Self-help books often make the mistake – the deception, really – that we can do it on our own. But that was never how human beings were designed. We are a clan, not an individual; a lone human is not a functioning unit.

This is not a book to hand you the answers and steps to follow, but rather offers exercises that will help you start to heal yourself. We as an audience are many and varied, and my childhood trauma responses will likely vary from your own. My triggers and anxieties won’t likely be your triggers and anxieties.

And yet.

In this 280 page book, Biddulph provides some really valuable insight on ways to work on being in touch with what’s going on, being aware of how our body reacts to the events around us (or even our own emotions), and work to stop ourselves from being overwhelmed in this technological age that demands we do everything faster, smarter, better.

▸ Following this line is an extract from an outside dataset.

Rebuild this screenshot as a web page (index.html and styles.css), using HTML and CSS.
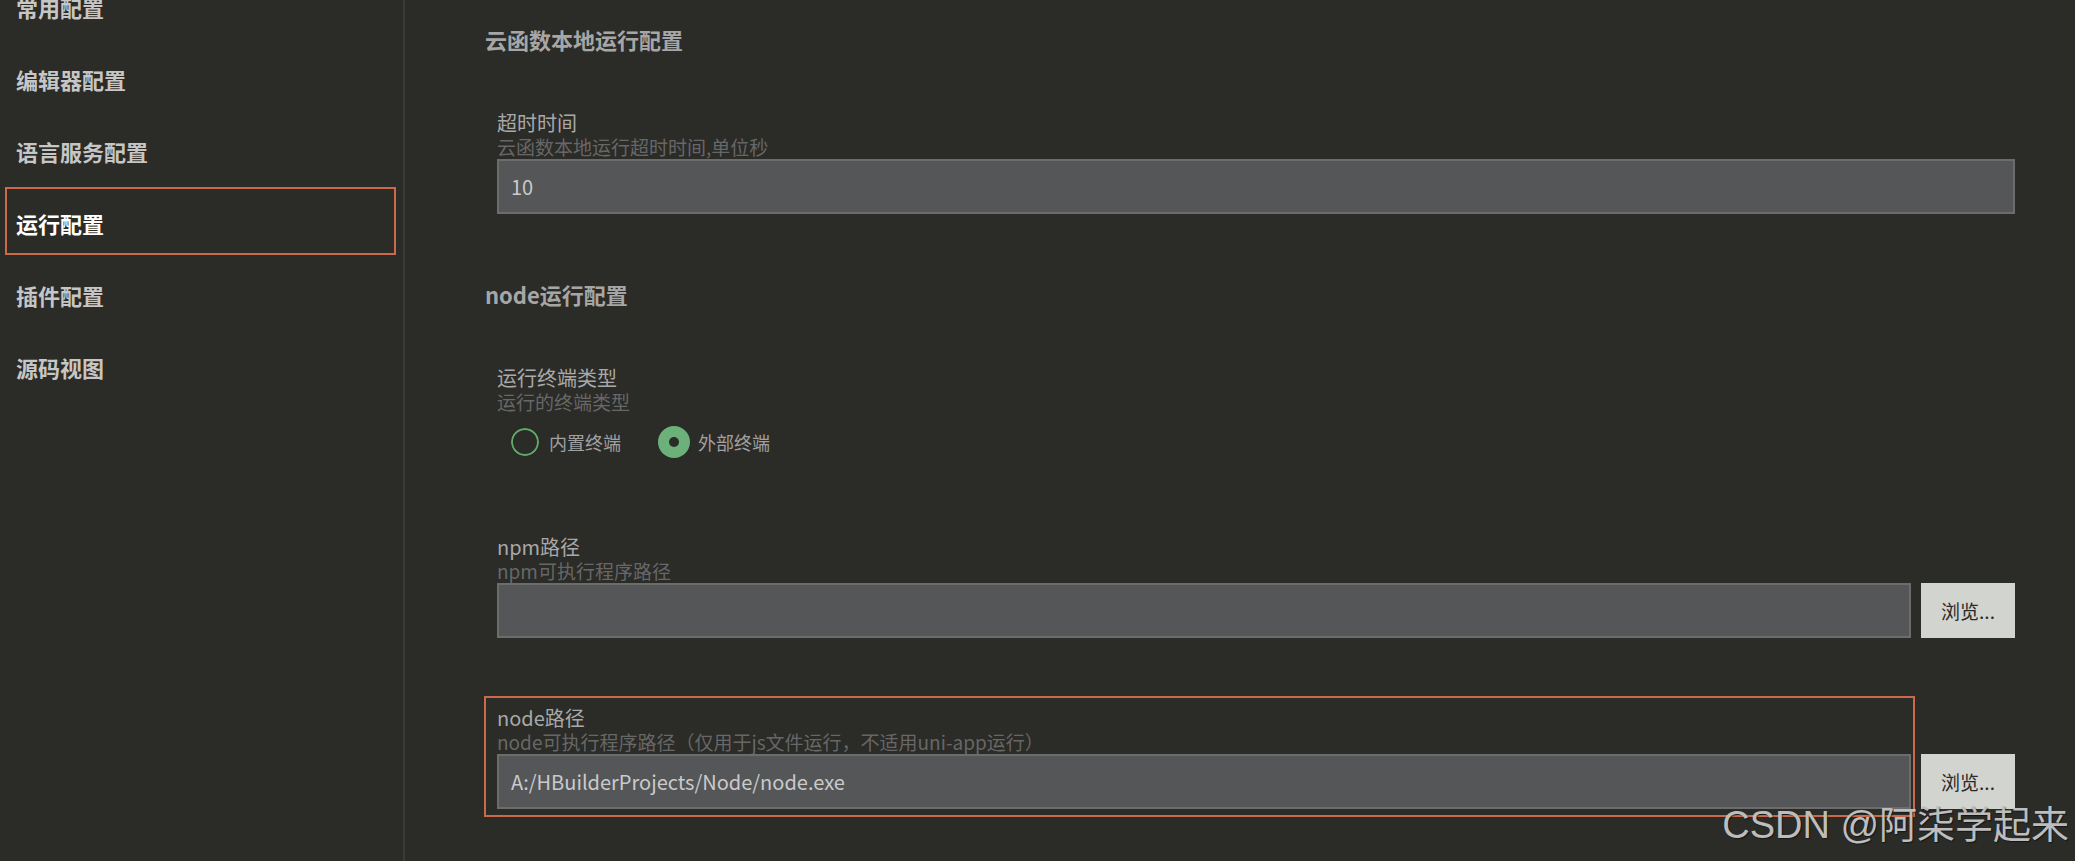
FILE: index.html
```html
<!DOCTYPE html>
<html lang="zh-CN">
<head>
  <meta charset="UTF-8">
  <title>设置 - 运行配置</title>
  <link rel="stylesheet" href="styles.css">
</head>
<body>

  <aside class="sidebar">
    <ul class="nav">
      <li class="nav-item">常用配置</li>
      <li class="nav-item">编辑器配置</li>
      <li class="nav-item">语言服务配置</li>
      <li class="nav-item active">运行配置</li>
      <li class="nav-item">插件配置</li>
      <li class="nav-item">源码视图</li>
    </ul>
  </aside>

  <main class="main">
    <h2 class="section-title">云函数本地运行配置</h2>

    <div class="field">
      <div class="field-label">超时时间</div>
      <div class="field-desc">云函数本地运行超时时间,单位秒</div>
      <div class="input-row">
        <div class="input">10</div>
      </div>
    </div>

    <h2 class="section-title second">node运行配置</h2>

    <div class="field">
      <div class="field-label">运行终端类型</div>
      <div class="field-desc">运行的终端类型</div>
      <div class="radio-group">
        <label class="radio-option">
          <span class="radio"></span>
          <span>内置终端</span>
        </label>
        <label class="radio-option">
          <span class="radio checked"></span>
          <span>外部终端</span>
        </label>
      </div>
    </div>

    <div class="field npm-field">
      <div class="field-label">npm路径</div>
      <div class="field-desc">npm可执行程序路径</div>
      <div class="input-row">
        <div class="input"></div>
        <button class="browse">浏览...</button>
      </div>
    </div>

    <div class="field node-field">
      <div class="field-label">node路径</div>
      <div class="field-desc">node可执行程序路径（仅用于js文件运行，不适用uni-app运行）</div>
      <div class="input-row">
        <div class="input">A:/HBuilderProjects/Node/node.exe</div>
        <button class="browse">浏览...</button>
      </div>
      <!-- annotation box drawn around the node path setting -->
      <div class="highlight"></div>
    </div>
  </main>

  <div class="watermark">CSDN @阿柒学起来</div>

</body>
</html>
```

FILE: styles.css
```css
body {
  margin: 0;
  padding: 0;
  height: 100vh;
  overflow: hidden;
  display: flex;
  background-color: #2b2b27;
  font-family: "Noto Sans CJK SC", "Noto Sans", sans-serif;
}

/* left menu */
.sidebar {
  width: 403px;
  flex-shrink: 0;
  border-right: 2px solid #3a3a36;
}
.nav {
  list-style: none;
  margin: -29px 0 0 0;
  padding: 0;
}
.nav-item {
  height: 68px;
  box-sizing: border-box;
  margin: 0 7px 4px 5px;
  padding: 3px 0 0 9px;
  display: flex;
  align-items: center;
  border: 2px solid transparent;
  font-size: 22px;
  font-weight: bold;
  color: #c6c6c6;
}
.nav-item.active {
  border-color: #cb6a4b;
  color: #ffffff;
}

/* settings */
.main {
  flex: 1;
  padding: 24px 60px 0 80px;
}
.section-title {
  margin: 0 0 57px 0;
  font-size: 22px;
  line-height: 30px;
  font-weight: bold;
  color: #a6a6a6;
}
.section-title.second {
  margin-top: 65px;
}
.field {
  margin-left: 12px;
  position: relative;
}
.field-label {
  font-size: 20px;
  line-height: 24px;
  color: #a9a9a9;
}
.field-desc {
  font-size: 19px;
  line-height: 24px;
  color: #676767;
}
.input-row {
  display: flex;
  gap: 10px;
}
.input {
  flex: 1;
  height: 55px;
  box-sizing: border-box;
  display: flex;
  align-items: center;
  padding: 0 12px;
  background-color: #555658;
  border: 2px solid #6c6c6c;
  font-size: 20px;
  color: #cacaca;
}
.browse {
  width: 94px;
  height: 55px;
  border: none;
  padding: 0;
  background-color: #d2d4d0;
  font-family: inherit;
  font-size: 19px;
  color: #2a2a2a;
}

/* radios */
.radio-group {
  display: flex;
  gap: 37px;
  margin-top: 12px;
  padding-left: 12px;
}
.radio-option {
  display: flex;
  align-items: center;
  gap: 8px;
  font-size: 18px;
  line-height: 32px;
  color: #a0a0a0;
}
.radio {
  width: 32px;
  height: 32px;
  box-sizing: border-box;
  border-radius: 50%;
  border: 2px solid #2b2b27;
  box-shadow: inset 0 0 0 2px #5fa96d;
  position: relative;
}
.radio.checked {
  border: none;
  box-shadow: none;
  background-color: #6cb07a;
}
.radio.checked::after {
  content: "";
  position: absolute;
  left: 11px;
  top: 11px;
  width: 10px;
  height: 10px;
  border-radius: 50%;
  background-color: #2b2b27;
}

.npm-field {
  margin-top: 77px;
}
.node-field {
  margin-top: 68px;
}
.highlight {
  position: absolute;
  top: -10px;
  left: -13px;
  right: 100px;
  bottom: -8px;
  border: 2px solid #cb6a4b;
  pointer-events: none;
}

.watermark {
  position: absolute;
  right: 6px;
  bottom: 17px;
  font-family: "Liberation Sans", "Noto Sans CJK SC", sans-serif;
  font-size: 38px;
  line-height: 38px;
  color: #bdbdbd;
  text-shadow: 1px 1px 1px rgba(0, 0, 0, 0.5);
}
```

Some of us have been so conditioned by our upbringing that we are in denial of our bodily states completely. We think we are okay, but only because we are numbed out. Men often do this because of being told to be brave from a young age, or women from having been told to put others first. Sometimes we need a kick in the pants from someone to even notice how we are faring.

After finishing this book and stepping away from it, you’ll likely find yourself slipping into old habits, getting caught up in the hustle and bustle of modern-day life. But this is where Fully Human comes in handy, to dip back into and refresh your understanding of these calming exercises.

Having this kind of background and regarding it as normal – being cut off from body, from emotion and from spirituality, all but abandoning three whole floors of our Four-Storey Mansion – means that, when the inevitable traumas of life come along, we are very ill-equipped to process them. The problem is not the trauma, but the lack of ability to let our natural healing systems do their job.

This is a book that dials back to our roots, looks at the conditions that help us to thrive, and encourages us to look at what’s really important.

Detuning from the life-destroying story of ‘one day you will be happy’ is not easy, but there are forces on your side, because you remain an animal and a superb body-mind system is working to help you. It’s not so much a programme as a deep listening and following as your own brain, interacting with the world around you, begins to integrate itself.

Happiness should be the journey, not the end-game we spend our whole lives working towards, arriving at that stage too tired to really enjoy it.